All commodities are produced by human labour power and any single commodity can be seen as the crystallization of the human labour power required to produce it. The value of a commodity is the amount of human labour power in the abstract which is incorporated in that commodity. The only way the amount of labour embodied in a commodity can be measured is by measuring the length of labour time necessary to produce it. Thus labour time is the measure of value.
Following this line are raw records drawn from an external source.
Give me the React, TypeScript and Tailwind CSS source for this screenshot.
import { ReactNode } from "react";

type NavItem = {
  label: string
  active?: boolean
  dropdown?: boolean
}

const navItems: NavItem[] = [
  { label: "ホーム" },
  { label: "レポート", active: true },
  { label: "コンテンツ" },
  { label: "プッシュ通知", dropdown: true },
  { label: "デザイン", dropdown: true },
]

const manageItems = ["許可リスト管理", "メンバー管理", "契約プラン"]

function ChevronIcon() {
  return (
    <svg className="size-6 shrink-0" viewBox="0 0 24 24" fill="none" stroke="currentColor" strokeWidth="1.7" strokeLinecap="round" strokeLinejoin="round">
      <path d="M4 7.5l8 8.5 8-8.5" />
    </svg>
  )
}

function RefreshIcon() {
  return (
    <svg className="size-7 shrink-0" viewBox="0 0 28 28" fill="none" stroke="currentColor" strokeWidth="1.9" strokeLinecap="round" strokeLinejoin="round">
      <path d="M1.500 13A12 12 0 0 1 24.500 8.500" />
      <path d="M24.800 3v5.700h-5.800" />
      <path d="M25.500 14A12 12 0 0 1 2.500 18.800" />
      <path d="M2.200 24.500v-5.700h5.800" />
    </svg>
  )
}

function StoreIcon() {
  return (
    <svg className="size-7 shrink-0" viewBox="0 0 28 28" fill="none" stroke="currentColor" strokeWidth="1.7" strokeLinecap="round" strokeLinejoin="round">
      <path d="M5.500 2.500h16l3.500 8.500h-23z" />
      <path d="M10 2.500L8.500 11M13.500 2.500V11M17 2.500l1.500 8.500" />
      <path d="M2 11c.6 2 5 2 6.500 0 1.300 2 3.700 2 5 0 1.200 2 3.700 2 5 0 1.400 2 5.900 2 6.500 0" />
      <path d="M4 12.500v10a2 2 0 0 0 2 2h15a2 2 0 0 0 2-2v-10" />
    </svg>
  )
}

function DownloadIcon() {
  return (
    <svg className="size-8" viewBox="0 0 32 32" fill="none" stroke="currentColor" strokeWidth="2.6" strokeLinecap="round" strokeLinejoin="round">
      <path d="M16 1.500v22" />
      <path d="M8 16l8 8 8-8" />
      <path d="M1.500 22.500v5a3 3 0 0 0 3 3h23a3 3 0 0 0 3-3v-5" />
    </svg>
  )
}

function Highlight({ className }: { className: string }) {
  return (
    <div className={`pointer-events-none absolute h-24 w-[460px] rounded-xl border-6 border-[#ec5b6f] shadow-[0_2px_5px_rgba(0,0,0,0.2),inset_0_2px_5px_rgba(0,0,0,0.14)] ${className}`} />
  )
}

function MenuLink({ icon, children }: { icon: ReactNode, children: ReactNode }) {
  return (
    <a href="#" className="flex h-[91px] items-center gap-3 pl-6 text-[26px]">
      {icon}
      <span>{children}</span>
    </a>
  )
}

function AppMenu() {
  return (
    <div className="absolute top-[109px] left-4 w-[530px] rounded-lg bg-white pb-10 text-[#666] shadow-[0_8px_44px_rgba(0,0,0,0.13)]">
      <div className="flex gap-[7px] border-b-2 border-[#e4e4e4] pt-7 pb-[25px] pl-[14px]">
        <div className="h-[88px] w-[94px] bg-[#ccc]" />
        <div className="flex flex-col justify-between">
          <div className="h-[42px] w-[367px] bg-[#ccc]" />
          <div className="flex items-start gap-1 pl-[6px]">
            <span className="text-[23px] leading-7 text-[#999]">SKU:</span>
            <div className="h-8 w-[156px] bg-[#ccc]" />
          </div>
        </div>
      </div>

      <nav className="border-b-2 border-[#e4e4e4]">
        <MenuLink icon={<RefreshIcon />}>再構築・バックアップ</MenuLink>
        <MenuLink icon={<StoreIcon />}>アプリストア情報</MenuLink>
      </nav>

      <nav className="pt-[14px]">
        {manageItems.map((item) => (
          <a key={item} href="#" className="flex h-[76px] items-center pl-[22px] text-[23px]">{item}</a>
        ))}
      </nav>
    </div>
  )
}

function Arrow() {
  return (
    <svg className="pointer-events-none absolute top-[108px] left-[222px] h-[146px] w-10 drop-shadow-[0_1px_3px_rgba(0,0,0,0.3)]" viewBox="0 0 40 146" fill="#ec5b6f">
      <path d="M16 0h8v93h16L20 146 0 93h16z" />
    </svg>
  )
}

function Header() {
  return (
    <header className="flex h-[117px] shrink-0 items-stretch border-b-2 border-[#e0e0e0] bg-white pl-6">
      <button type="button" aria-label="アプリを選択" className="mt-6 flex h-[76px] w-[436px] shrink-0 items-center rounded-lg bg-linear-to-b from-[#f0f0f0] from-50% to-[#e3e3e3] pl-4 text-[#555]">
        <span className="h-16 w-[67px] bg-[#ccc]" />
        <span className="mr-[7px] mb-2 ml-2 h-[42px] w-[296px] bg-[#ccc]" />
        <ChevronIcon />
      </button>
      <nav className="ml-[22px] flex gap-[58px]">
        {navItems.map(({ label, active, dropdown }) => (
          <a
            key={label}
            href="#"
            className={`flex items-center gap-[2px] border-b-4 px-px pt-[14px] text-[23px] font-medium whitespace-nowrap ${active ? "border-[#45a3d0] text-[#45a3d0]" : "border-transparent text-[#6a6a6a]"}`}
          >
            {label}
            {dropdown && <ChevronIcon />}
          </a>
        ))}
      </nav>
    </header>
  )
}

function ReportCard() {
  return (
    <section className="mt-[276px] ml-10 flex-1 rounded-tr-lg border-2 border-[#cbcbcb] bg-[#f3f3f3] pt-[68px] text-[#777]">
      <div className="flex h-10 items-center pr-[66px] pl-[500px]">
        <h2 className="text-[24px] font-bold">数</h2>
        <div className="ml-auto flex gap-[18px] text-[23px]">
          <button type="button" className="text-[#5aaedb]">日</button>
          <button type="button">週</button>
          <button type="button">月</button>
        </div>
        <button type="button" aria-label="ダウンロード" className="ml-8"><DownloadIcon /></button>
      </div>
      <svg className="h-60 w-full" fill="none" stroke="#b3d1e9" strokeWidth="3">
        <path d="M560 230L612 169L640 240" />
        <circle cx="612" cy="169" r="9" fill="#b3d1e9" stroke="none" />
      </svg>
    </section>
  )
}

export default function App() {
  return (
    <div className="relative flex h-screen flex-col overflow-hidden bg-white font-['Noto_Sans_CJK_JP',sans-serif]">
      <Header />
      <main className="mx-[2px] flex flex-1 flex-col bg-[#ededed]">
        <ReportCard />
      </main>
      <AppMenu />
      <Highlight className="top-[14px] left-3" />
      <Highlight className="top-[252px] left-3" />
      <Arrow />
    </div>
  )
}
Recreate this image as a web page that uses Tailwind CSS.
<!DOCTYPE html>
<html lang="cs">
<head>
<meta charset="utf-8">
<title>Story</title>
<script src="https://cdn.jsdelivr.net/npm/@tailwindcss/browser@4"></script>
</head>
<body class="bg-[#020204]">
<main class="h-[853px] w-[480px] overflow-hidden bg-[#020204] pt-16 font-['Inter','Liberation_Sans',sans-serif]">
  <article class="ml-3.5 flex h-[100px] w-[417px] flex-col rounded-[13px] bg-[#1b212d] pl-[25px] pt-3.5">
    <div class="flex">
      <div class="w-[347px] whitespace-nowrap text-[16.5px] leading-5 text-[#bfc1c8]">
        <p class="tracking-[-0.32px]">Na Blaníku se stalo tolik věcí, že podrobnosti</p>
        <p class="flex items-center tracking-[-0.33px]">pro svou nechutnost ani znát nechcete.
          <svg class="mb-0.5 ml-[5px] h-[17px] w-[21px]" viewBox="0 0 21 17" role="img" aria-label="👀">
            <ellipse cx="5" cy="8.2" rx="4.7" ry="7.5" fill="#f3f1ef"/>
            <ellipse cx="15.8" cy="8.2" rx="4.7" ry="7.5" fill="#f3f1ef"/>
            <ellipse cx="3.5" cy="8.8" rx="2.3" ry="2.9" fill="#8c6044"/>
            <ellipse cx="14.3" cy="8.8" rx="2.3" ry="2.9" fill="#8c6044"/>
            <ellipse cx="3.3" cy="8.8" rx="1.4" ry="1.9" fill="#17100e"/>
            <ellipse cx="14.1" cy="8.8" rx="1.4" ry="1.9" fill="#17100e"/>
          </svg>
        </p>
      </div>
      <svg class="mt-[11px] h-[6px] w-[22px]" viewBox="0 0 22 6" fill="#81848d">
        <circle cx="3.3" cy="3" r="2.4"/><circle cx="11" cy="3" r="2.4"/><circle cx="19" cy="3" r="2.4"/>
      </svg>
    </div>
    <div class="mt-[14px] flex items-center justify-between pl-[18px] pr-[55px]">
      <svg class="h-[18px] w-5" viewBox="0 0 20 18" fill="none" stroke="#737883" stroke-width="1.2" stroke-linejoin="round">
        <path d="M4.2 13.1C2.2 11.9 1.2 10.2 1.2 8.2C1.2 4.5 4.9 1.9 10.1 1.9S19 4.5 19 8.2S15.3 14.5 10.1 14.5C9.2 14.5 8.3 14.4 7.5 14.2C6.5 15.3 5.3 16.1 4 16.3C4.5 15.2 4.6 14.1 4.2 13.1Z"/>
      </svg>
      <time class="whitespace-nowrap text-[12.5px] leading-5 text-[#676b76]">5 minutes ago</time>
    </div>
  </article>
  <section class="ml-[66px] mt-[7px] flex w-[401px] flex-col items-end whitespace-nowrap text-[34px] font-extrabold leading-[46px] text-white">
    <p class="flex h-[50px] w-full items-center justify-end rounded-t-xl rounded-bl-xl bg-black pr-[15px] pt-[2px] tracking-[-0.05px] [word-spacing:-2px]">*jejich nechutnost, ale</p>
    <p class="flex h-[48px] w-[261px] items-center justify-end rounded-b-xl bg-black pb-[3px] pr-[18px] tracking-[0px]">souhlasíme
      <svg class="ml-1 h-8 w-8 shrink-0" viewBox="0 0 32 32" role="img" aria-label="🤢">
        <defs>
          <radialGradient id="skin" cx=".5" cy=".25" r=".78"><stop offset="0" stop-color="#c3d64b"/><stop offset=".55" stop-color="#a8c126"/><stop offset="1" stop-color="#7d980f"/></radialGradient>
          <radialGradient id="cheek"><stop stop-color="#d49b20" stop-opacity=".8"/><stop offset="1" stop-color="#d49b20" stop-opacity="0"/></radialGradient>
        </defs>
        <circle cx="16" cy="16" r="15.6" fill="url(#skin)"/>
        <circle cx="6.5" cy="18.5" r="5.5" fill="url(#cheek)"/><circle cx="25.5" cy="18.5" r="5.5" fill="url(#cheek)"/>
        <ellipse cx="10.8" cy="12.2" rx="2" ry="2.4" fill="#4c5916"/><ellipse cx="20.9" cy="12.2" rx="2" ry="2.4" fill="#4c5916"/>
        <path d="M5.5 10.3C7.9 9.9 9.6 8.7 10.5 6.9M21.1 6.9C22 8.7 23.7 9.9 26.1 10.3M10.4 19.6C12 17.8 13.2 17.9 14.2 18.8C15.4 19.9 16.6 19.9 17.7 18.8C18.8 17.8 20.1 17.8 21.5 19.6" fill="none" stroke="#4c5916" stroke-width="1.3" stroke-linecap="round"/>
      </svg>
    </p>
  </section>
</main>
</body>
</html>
However, although labour is the source of all value, the value of a particular commodity is not determined by the length of time it takes any individual worker to produce it. (If this were so then value would vary in accordance with, say, how fast or slow any individual worker was.) The value of a commodity is determined by the average amount of social labour time necessary to produce it at any particular level of development of the productive forces, and it is this fact which enables commodities of differing physical qualities to be compared with one another for the purpose of exchange. (Thus, for example, if it takes 5 hours on average for a weaver to produce 15 yards of cloth and 5 hours on average for a carpenter to make a table, then 15 yards of cloth are equal in value to one table. If we further assume that the price of any commodity is equal to its value, then the price of a table will be the same as the price of 15 yards of cloth.) It is only through the process of exchange that the value of commodities can be manifested since the value of one commodity can only be expressed in terms of another commodity.

The Capitalist Mode of Production and the Law of Value

Although commodity production and the concomitant division of labour which this implies were necessary pre-conditions for the development of capitalism, there are certain other historical conditions which had to exist before capitalism could come into existence, that is, before the so-called primitive accumulation of capital could take place.

First of all exchange via barter had to give way to a money economy. Money, as the universal commodity in which the exchange value of all commodities can be expressed, appears first as a convenient standardized measure of exchange value, and later as a medium of exchange, facilitating the expansion of trade.

The general character of money which allows it to represent the exchange value of all other commodities means that money is the "material representative of general wealth". (Grundrisse) As such, money historically became an end in itself, as commodity production and trade expanded. The Mercantilist system was based on the possibility of accumulating wealth in the general form of money through trade.

Another fundamental pre-condition for the rise of the capitalist mode of production is the existence of 'free' labourers who do not themselves own any means of production and are therefore forced to sell their labour power (work for a wage) in order to live

"...The labourer instead of being in the position to sell commodities in which his labour is incorporated, must be obliged to offer for sale as a commodity that very labour-power, which exists only in his living self." (1)

The existence of wage labour means that labour power is now turned into a commodity whose exchange value is the average socially necessary labour time which it takes the labourer to produce his own material needs. Expressed in money terms, the exchange value of labour equals the wages of the worker. Once labour power is turned into a commodity the production of surplus value, that is, value over and above that which is necessary for the workers to maintain and reproduce themselves, is made possible. According to the law of value, commodities are exchanged in accordance with their value, or the amount of labour time which they embody. Under capitalism the operation of the law of value means that profits are made by capitalists selling commodities produced by the workers at their value, whilst at the same time the workers are paid the equivalent of the exchange value of their labour power. This is so, because once the labourer is obliged to sell his labour power in order to live he is also forced to work for a longer period of time than it takes him to produce the amount of value equivalent to his material needs. It is this surplus value, created by the labour power of the workers and appropriated by the owners of the means of production, which is the source of capital's profit."

Briefly, value is human labour congealed in a commodity.